● Information provided
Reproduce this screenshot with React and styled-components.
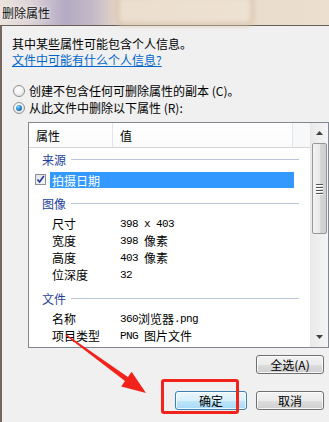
import React from "react";
import styled, { createGlobalStyle, css } from "styled-components";

const GlobalStyle = createGlobalStyle`
  html, body {
    margin: 0;
    padding: 0;
    background: #f0f0f0;
  }
  body {
    font-family: "Noto Sans CJK SC", "Liberation Sans", sans-serif;
    font-size: 12px;
    color: #000;
  }
`;

const Window = styled.div`
  position: relative;
  width: 329px;
  height: 422px;
  overflow: hidden;
  display: flex;
  flex-direction: column;
  background: #f0f0f0;
`;

const TitleBar = styled.div`
  position: relative;
  height: 25px;
  flex-shrink: 0;
  display: flex;
  align-items: center;
  padding-left: 2px;
  border-bottom: 1px solid #6a5d54;
  background: linear-gradient(
    90deg,
    #ebe4dc 0%,
    #ddd4d8 9%,
    #b4abc4 20%,
    #c3b9c8 28%,
    #e4d6c7 36%,
    #ecdfcf 100%
  );

  &::after {
    content: "";
    position: absolute;
    left: 116px;
    top: -6px;
    width: 132px;
    height: 26px;
    border: 3px solid rgba(196, 170, 140, 0.55);
    border-radius: 8px;
    background: rgba(240, 228, 214, 0.6);
    filter: blur(2px);
  }
`;

const Title = styled.span`
  position: relative;
  z-index: 1;
  line-height: 16px;
  color: #111;
  text-shadow: 0 0 4px rgba(255, 255, 255, 0.9);
`;

const Body = styled.div`
  flex: 1;
  display: flex;
  flex-direction: column;
  border-left: 2px solid #74675d;
  padding-left: 10px;
`;

const Intro = styled.div`
  margin-top: 10px;
  line-height: 16px;
  white-space: nowrap;
`;

const HelpLink = styled.a`
  align-self: flex-start;
  line-height: 16px;
  color: #0066cc;
  text-decoration: underline;
  white-space: nowrap;
`;

const RadioGroup = styled.div`
  margin-top: 14px;
  display: flex;
  flex-direction: column;
`;

const RadioRow = styled.label`
  height: 17px;
  display: flex;
  align-items: center;
  gap: 4px;
  white-space: nowrap;
`;

const Radio = styled.span`
  position: relative;
  width: 12px;
  height: 12px;
  margin-left: 1px;
  box-sizing: border-box;
  border-radius: 50%;
  border: 1px solid #8d8f90;
  background: radial-gradient(circle at 40% 35%, #ffffff 0%, #f2f2f2 45%, #d9d9d9 100%);
  flex-shrink: 0;

  ${(p) =>
    p.$checked &&
    css`
      &::after {
        content: "";
        position: absolute;
        left: 2px;
        top: 2px;
        width: 6px;
        height: 6px;
        border-radius: 50%;
        background: radial-gradient(circle at 35% 30%, #8fd6ff 0%, #2a8fd0 45%, #0b4f86 100%);
      }
    `}
`;

const ListBox = styled.div`
  margin-top: 6px;
  margin-left: 16px;
  width: 301px;
  height: 226px;
  box-sizing: border-box;
  flex-shrink: 0;
  border: 1px solid #828790;
  background: #fff;
  display: flex;
  overflow: hidden;
`;

const ListMain = styled.div`
  flex: 1;
  display: flex;
  flex-direction: column;
  overflow: hidden;
`;

const Header = styled.div`
  height: 24px;
  flex-shrink: 0;
  display: flex;
  border-bottom: 1px solid #d5d5d5;
  background: linear-gradient(#ffffff, #fbfbfb);
`;

const HeadCell = styled.div`
  width: ${(p) => (p.$w ? `${p.$w}px` : "auto")};
  flex: ${(p) => (p.$w ? "0 0 auto" : "1")};
  box-sizing: border-box;
  padding-left: 7px;
  display: flex;
  align-items: center;
  border-right: ${(p) => (p.$w ? "1px solid #e3e4e6" : "none")};
  background: ${(p) => (p.$w ? "transparent" : "#f6f8fa")};
`;

const Rows = styled.div`
  display: flex;
  flex-direction: column;
`;

const GroupRow = styled.div`
  height: 22px;
  flex-shrink: 0;
  margin-top: ${(p) => (p.$first ? 0 : 4)}px;
  margin-bottom: 1px;
  padding-left: 13px;
  padding-right: 11px;
  display: flex;
  align-items: center;
  gap: 5px;
  color: #1e3f9e;
  white-space: nowrap;

  &::after {
    content: "";
    flex: 1;
    height: 1px;
    background: #b9c5de;
  }
`;

const ItemRow = styled.div`
  height: 17px;
  flex-shrink: 0;
  display: flex;
  align-items: center;
  white-space: nowrap;
`;

const Label = styled.div`
  width: 68px;
  padding-left: 23px;
  flex-shrink: 0;
`;

const Value = styled.div`
  display: flex;
  align-items: center;
`;

const Latin = styled.span`
  font-family: "Liberation Mono", monospace;
  font-size: 11px;
  letter-spacing: -0.6px;
  white-space: pre;
`;

const Han = styled.span`
  font-family: "Noto Sans CJK SC", sans-serif;
  font-size: 12px;
`;

const CheckBox = styled.span`
  width: 11px;
  height: 11px;
  margin-left: 6px;
  box-sizing: border-box;
  border: 1px solid #8f8f8f;
  background: linear-gradient(135deg, #dfe3ea, #f4f6f9);
  display: flex;
  align-items: center;
  justify-content: center;
  flex-shrink: 0;
`;

const Selected = styled.div`
  margin-left: 4px;
  width: 244px;
  height: 16px;
  margin-top: 1px;
  padding-left: 2px;
  box-sizing: border-box;
  display: flex;
  align-items: center;
  background: #3399ff;
  color: #fff;
`;

const ScrollBar = styled.div`
  width: 17px;
  flex-shrink: 0;
  display: flex;
  flex-direction: column;
  border-left: 1px solid #e6e6e6;
  background: linear-gradient(90deg, #eaeaea, #f4f4f4);
`;

const ArrowBtn = styled.div`
  height: 20px;
  display: flex;
  align-items: center;
  justify-content: center;
  flex-shrink: 0;
`;

const Thumb = styled.div`
  margin: 0 1px;
  height: 91px;
  box-sizing: border-box;
  border: 1px solid #979797;
  border-radius: 2px;
  background: linear-gradient(90deg, #f3f3f3 0%, #e9e9e9 50%, #d6d6d6 51%, #cfcfcf 100%);
  display: flex;
  flex-direction: column;
  align-items: center;
  justify-content: center;
  gap: 2px;
  flex-shrink: 0;
`;

const Grip = styled.span`
  width: 7px;
  height: 1px;
  background: #555;
  box-shadow: 0 1px 0 #fff;
`;

const Track = styled.div`
  flex: 1;
`;

const ButtonRow = styled.div`
  display: flex;
  justify-content: flex-end;
  gap: 9px;
  margin-top: ${(p) => p.$top}px;
  padding-right: 5px;
`;

const Button = styled.div`
  width: ${(p) => p.$w}px;
  height: 19px;
  box-sizing: border-box;
  border-radius: 3px;
  display: flex;
  align-items: center;
  justify-content: center;
  border: 1px solid #707070;
  background: linear-gradient(#f2f2f2 0%, #ebebeb 50%, #dddddd 51%, #cfcfcf 100%);
  box-shadow: inset 0 0 0 1px rgba(255, 255, 255, 0.8);
  line-height: 16px;

  ${(p) =>
    p.$primary &&
    css`
      border-color: #3c7fb1;
      background: linear-gradient(#eaf6fd 0%, #d9f0fc 50%, #bee6fd 51%, #a7d9f5 100%);
    `}
`;

const Annotation = styled.svg`
  position: absolute;
  left: 0;
  top: 0;
  pointer-events: none;
`;

const HighlightBox = styled.div`
  position: absolute;
  left: 161px;
  top: 379px;
  width: 78px;
  height: 35px;
  box-sizing: border-box;
  border: 3px solid #f2231b;
  border-radius: 3px;
  pointer-events: none;
`;

function Mixed({ text }) {
  const parts = text.split(/([\u3000-\u9fff\uff00-\uffef]+)/).filter(Boolean);
  return parts.map((p, i) =>
    /[\u3000-\u9fff\uff00-\uffef]/.test(p) ? <Han key={i}>{p}</Han> : <Latin key={i}>{p}</Latin>
  );
}

const groups = [
  {
    name: "图像",
    items: [
      ["尺寸", "398 x 403"],
      ["宽度", "398 像素"],
      ["高度", "403 像素"],
      ["位深度", "32"],
    ],
  },
  {
    name: "文件",
    items: [
      ["名称", "360浏览器.png"],
      ["项目类型", "PNG 图片文件"],
      ["文件夹路径", "C:\\用户\\xiaotu\\...\\桌面"],
    ],
  },
];

export default function App() {
  return (
    <>
      <GlobalStyle />
      <Window>
        <TitleBar>
          <Title>删除属性</Title>
        </TitleBar>
        <Body>
          <Intro>其中某些属性可能包含个人信息。</Intro>
          <HelpLink>文件中可能有什么个人信息?</HelpLink>
          <RadioGroup>
            <RadioRow>
              <Radio />
              <span>创建不包含任何可删除属性的副本 (C)。</span>
            </RadioRow>
            <RadioRow>
              <Radio $checked />
              <span>从此文件中删除以下属性 (R):</span>
            </RadioRow>
          </RadioGroup>
          <ListBox>
            <ListMain>
              <Header>
                <HeadCell $w={84}>属性</HeadCell>
                <HeadCell $w={180}>值</HeadCell>
                <HeadCell />
              </Header>
              <Rows>
                <GroupRow $first>来源</GroupRow>
                <ItemRow>
                  <CheckBox>
                    <svg width="9" height="9" viewBox="0 0 9 9">
                      <path d="M1.5 4.5 L3.6 7 L7.8 1" fill="none" stroke="#22389a" strokeWidth="1.6" />
                    </svg>
                  </CheckBox>
                  <Selected>拍摄日期</Selected>
                </ItemRow>
                {groups.map((g) => (
                  <React.Fragment key={g.name}>
                    <GroupRow>{g.name}</GroupRow>
                    {g.items.map(([k, v]) => (
                      <ItemRow key={k}>
                        <Label>{k}</Label>
                        <Value>
                          <Mixed text={v} />
                        </Value>
                      </ItemRow>
                    ))}
                  </React.Fragment>
                ))}
              </Rows>
            </ListMain>
            <ScrollBar>
              <ArrowBtn>
                <svg width="7" height="4" viewBox="0 0 7 4">
                  <path d="M0 4 L3.5 0 L7 4 Z" fill="#404040" />
                </svg>
              </ArrowBtn>
              <Thumb>
                <Grip />
                <Grip />
                <Grip />
                <Grip />
              </Thumb>
              <Track />
              <ArrowBtn>
                <svg width="7" height="4" viewBox="0 0 7 4">
                  <path d="M0 0 L7 0 L3.5 4 Z" fill="#404040" />
                </svg>
              </ArrowBtn>
            </ScrollBar>
          </ListBox>
          <ButtonRow $top={7}>
            <Button $w={68}>全选(A)</Button>
          </ButtonRow>
          <ButtonRow $top={17}>
            <Button $w={72} $primary>
              确定
            </Button>
            <Button $w={68}>取消</Button>
          </ButtonRow>
        </Body>
        <HighlightBox />
        <Annotation width="329" height="422" viewBox="0 0 329 422">
          <polygon
            points="66.4,334.5 127.9,377.1 131.6,371.8 146,393 121.2,386.4 125,381.1 65.6,335.5"
            fill="#f2231b"
          />
        </Annotation>
      </Window>
    </>
  );
}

● Your objective
Extract every line that has the string "components" in it.

● Solution for this problem
Reproduce this screenshot with React and styled-components.
import styled, { createGlobalStyle, css } from "styled-components";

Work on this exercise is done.